__EXERCISE AIM__: Copy the data precisely, character for character, and leave out every picture.
----- SOURCE DATA
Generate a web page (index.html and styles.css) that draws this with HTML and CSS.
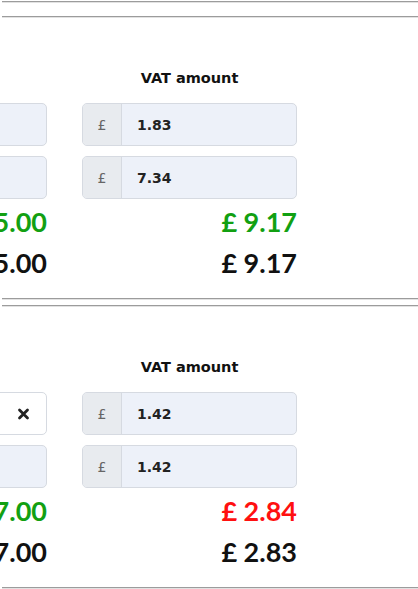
FILE: index.html
```html
<!DOCTYPE html>
<html lang="en">
<head>
  <meta charset="UTF-8" />
  <meta name="viewport" content="width=device-width, initial-scale=1.0"/>
  <title>VAT check</title>
  <link rel="stylesheet" href="styles.css">
</head>
<body>
  <hr class="rule top">
  <hr class="rule">
  <section class="vat-block">
    <div class="cols">
      <div class="col">
        <div class="label">Gross amount</div>
        <div class="field"><span class="addon">£</span><span class="value">11.00</span></div>
        <div class="field"><span class="addon">£</span><span class="value">44.00</span></div>
        <div class="total ok">£ 55.00</div>
        <div class="total">£ 55.00</div>
      </div>
      <div class="col">
        <div class="label">VAT amount</div>
        <div class="field"><span class="addon">£</span><span class="value">1.83</span></div>
        <div class="field"><span class="addon">£</span><span class="value">7.34</span></div>
        <div class="total ok">£ 9.17</div>
        <div class="total">£ 9.17</div>
      </div>
    </div>
  </section>
  <hr class="rule">
  <hr class="rule gap">
  <section class="vat-block">
    <div class="cols">
      <div class="col">
        <div class="label">Gross amount</div>
        <div class="field select">
          <span class="value">Select…</span>
          <span class="clear">
            <svg width="13" height="12" viewBox="0 0 13 12"><path d="M2.5 2L10.5 10M10.5 2L2.5 10" stroke="#222" stroke-width="2.8" stroke-linecap="round"/></svg>
          </span>
        </div>
        <div class="field"><span class="addon">£</span><span class="value">8.50</span></div>
        <div class="total ok">£ 17.00</div>
        <div class="total">£ 17.00</div>
      </div>
      <div class="col">
        <div class="label">VAT amount</div>
        <div class="field"><span class="addon">£</span><span class="value">1.42</span></div>
        <div class="field"><span class="addon">£</span><span class="value">1.42</span></div>
        <div class="total bad">£ 2.84</div>
        <div class="total">£ 2.83</div>
      </div>
    </div>
  </section>
  <hr class="rule">
</body>
</html>
```

FILE: styles.css
```css
body {
  margin: 0;
  background: #fff;
  font-family: "DejaVu Sans", Verdana, sans-serif;
  color: #111;
  overflow: hidden;
}
.rule {
  height: 0;
  margin: 0 0 0 2px;
  border: 0;
  border-top: 1px solid #9c9c9c;
  border-bottom: 1px solid #e2e2e2;
}
.rule.top {
  margin-top: 1px;
  margin-bottom: 13px;
}
.rule.gap {
  margin-top: 5px;
}
.vat-block {
  padding: 50px 0 15px;
}
.cols {
  display: flex;
  gap: 35px;
  margin-left: -168px;
}
.col {
  width: 215px;
  display: flex;
  flex-direction: column;
  gap: 10px;
}
.label {
  text-align: center;
  font-weight: 700;
  font-size: 14.5px;
  line-height: 18px;
  margin-top: 1px;
  margin-bottom: 6px;
}
.field {
  display: flex;
  height: 43px;
  box-sizing: border-box;
  border: 1px solid #d6dae1;
  border-radius: 5px;
  background: #edf1f9;
  overflow: hidden;
}
.field.select {
  background: #fff;
  justify-content: space-between;
}
.field.select .value {
  color: #999;
  font-weight: 400;
}
.addon {
  width: 38px;
  flex: none;
  display: flex;
  align-items: center;
  justify-content: center;
  background: #e8ebef;
  border-right: 1px solid #d6dae1;
  color: #666;
  font-size: 14px;
}
.value {
  display: flex;
  align-items: center;
  padding-left: 15px;
  font-weight: 700;
  font-size: 14px;
  color: #222;
}
.clear {
  display: flex;
  align-items: center;
  padding-right: 16px;
}
.total {
  font-family: Lato, "Liberation Sans", sans-serif;
  text-align: right;
  font-weight: 700;
  font-size: 27px;
  line-height: 41px;
}
.col .total.ok,
.col .total.bad {
  margin-top: -8px;
  margin-bottom: -10px;
}
.total.ok {
  color: #12a012;
}
.total.bad {
  color: #ff1010;
}
```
----------
__ANSWER__:
Generate a web page (index.html and styles.css) that draws this with HTML and CSS.
FILE: index.html
```html
<!DOCTYPE html>
<html lang="en">
<head>
  <meta charset="UTF-8" />
  <meta name="viewport" content="width=device-width, initial-scale=1.0"/>
  <title>VAT check</title>
  <link rel="stylesheet" href="styles.css">
</head>
<body>
  <hr class="rule top">
  <hr class="rule">
  <section class="vat-block">
    <div class="cols">
      <div class="col">
        <div class="label">Gross amount</div>
        <div class="field"><span class="addon">£</span><span class="value">11.00</span></div>
        <div class="field"><span class="addon">£</span><span class="value">44.00</span></div>
        <div class="total ok">£ 55.00</div>
        <div class="total">£ 55.00</div>
      </div>
      <div class="col">
        <div class="label">VAT amount</div>
        <div class="field"><span class="addon">£</span><span class="value">1.83</span></div>
        <div class="field"><span class="addon">£</span><span class="value">7.34</span></div>
        <div class="total ok">£ 9.17</div>
        <div class="total">£ 9.17</div>
      </div>
    </div>
  </section>
  <hr class="rule">
  <hr class="rule gap">
  <section class="vat-block">
    <div class="cols">
      <div class="col">
        <div class="label">Gross amount</div>
        <div class="field select">
          <span class="value">Select…</span>
          <span class="clear">
            <svg width="13" height="12" viewBox="0 0 13 12"><path d="M2.5 2L10.5 10M10.5 2L2.5 10" stroke="#222" stroke-width="2.8" stroke-linecap="round"/></svg>
          </span>
        </div>
        <div class="field"><span class="addon">£</span><span class="value">8.50</span></div>
        <div class="total ok">£ 17.00</div>
        <div class="total">£ 17.00</div>
      </div>
      <div class="col">
        <div class="label">VAT amount</div>
        <div class="field"><span class="addon">£</span><span class="value">1.42</span></div>
        <div class="field"><span class="addon">£</span><span class="value">1.42</span></div>
        <div class="total bad">£ 2.84</div>
        <div class="total">£ 2.83</div>
      </div>
    </div>
  </section>
  <hr class="rule">
</body>
</html>
```

FILE: styles.css
```css
body {
  margin: 0;
  background: #fff;
  font-family: "DejaVu Sans", Verdana, sans-serif;
  color: #111;
  overflow: hidden;
}
.rule {
  height: 0;
  margin: 0 0 0 2px;
  border: 0;
  border-top: 1px solid #9c9c9c;
  border-bottom: 1px solid #e2e2e2;
}
.rule.top {
  margin-top: 1px;
  margin-bottom: 13px;
}
.rule.gap {
  margin-top: 5px;
}
.vat-block {
  padding: 50px 0 15px;
}
.cols {
  display: flex;
  gap: 35px;
  margin-left: -168px;
}
.col {
  width: 215px;
  display: flex;
  flex-direction: column;
  gap: 10px;
}
.label {
  text-align: center;
  font-weight: 700;
  font-size: 14.5px;
  line-height: 18px;
  margin-top: 1px;
  margin-bottom: 6px;
}
.field {
  display: flex;
  height: 43px;
  box-sizing: border-box;
  border: 1px solid #d6dae1;
  border-radius: 5px;
  background: #edf1f9;
  overflow: hidden;
}
.field.select {
  background: #fff;
  justify-content: space-between;
}
.field.select .value {
  color: #999;
  font-weight: 400;
}
.addon {
  width: 38px;
  flex: none;
  display: flex;
  align-items: center;
  justify-content: center;
  background: #e8ebef;
  border-right: 1px solid #d6dae1;
  color: #666;
  font-size: 14px;
}
.value {
  display: flex;
  align-items: center;
  padding-left: 15px;
  font-weight: 700;
  font-size: 14px;
  color: #222;
}
.clear {
  display: flex;
  align-items: center;
  padding-right: 16px;
}
.total {
  font-family: Lato, "Liberation Sans", sans-serif;
  text-align: right;
  font-weight: 700;
  font-size: 27px;
  line-height: 41px;
}
.col .total.ok,
.col .total.bad {
  margin-top: -8px;
  margin-bottom: -10px;
}
.total.ok {
  color: #12a012;
}
.total.bad {
  color: #ff1010;
}
```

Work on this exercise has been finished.